GIVEN INSTRUCTION:
In the material below, find all lines with the string "index" and copy them.

INFORMATION SUPPLIED:
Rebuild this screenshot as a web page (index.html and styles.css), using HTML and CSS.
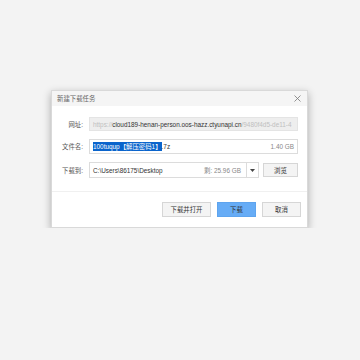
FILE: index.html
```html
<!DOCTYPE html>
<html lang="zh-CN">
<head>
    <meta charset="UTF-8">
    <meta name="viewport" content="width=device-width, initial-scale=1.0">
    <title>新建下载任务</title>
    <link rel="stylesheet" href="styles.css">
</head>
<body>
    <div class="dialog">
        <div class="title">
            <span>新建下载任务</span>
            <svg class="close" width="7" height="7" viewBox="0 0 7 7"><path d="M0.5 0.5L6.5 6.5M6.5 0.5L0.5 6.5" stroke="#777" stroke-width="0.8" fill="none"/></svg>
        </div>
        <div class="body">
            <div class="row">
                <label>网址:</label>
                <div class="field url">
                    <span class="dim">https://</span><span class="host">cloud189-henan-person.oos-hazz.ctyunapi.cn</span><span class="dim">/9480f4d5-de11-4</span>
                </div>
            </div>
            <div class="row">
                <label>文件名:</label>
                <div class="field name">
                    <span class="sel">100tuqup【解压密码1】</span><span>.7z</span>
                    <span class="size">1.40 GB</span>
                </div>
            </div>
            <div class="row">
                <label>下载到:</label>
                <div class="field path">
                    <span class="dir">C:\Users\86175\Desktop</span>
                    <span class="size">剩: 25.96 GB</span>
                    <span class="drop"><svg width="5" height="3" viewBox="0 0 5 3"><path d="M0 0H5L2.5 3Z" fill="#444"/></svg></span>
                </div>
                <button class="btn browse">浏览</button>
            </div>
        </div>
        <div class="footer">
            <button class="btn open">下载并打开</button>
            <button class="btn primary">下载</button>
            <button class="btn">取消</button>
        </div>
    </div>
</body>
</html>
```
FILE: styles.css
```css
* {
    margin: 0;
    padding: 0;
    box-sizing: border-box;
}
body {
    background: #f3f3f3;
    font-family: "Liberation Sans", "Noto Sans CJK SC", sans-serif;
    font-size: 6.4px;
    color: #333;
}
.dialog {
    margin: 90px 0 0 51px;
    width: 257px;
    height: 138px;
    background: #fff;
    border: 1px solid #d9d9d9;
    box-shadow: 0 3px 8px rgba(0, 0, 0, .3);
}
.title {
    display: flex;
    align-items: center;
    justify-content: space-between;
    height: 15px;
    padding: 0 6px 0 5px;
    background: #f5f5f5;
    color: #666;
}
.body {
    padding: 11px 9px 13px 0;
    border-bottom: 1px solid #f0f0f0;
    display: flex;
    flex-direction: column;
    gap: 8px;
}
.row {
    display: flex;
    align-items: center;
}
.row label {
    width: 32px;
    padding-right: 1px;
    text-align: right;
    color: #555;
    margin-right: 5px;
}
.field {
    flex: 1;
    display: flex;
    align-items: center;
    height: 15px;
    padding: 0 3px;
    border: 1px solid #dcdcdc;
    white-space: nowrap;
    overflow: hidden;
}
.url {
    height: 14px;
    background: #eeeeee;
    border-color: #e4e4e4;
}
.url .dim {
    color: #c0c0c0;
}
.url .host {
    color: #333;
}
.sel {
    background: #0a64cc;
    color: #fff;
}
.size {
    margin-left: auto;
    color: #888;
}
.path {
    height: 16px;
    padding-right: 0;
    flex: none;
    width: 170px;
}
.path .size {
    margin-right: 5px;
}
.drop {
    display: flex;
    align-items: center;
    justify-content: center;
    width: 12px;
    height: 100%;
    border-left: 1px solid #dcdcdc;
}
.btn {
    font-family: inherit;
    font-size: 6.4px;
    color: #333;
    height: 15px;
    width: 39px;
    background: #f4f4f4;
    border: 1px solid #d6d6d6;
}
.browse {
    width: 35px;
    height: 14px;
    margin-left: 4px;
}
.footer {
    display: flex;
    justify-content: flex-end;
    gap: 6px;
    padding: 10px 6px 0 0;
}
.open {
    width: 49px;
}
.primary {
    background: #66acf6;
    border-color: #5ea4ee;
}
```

RESULT FOR THIS TASK:
Rebuild this screenshot as a web page (index.html and styles.css), using HTML and CSS.
FILE: index.html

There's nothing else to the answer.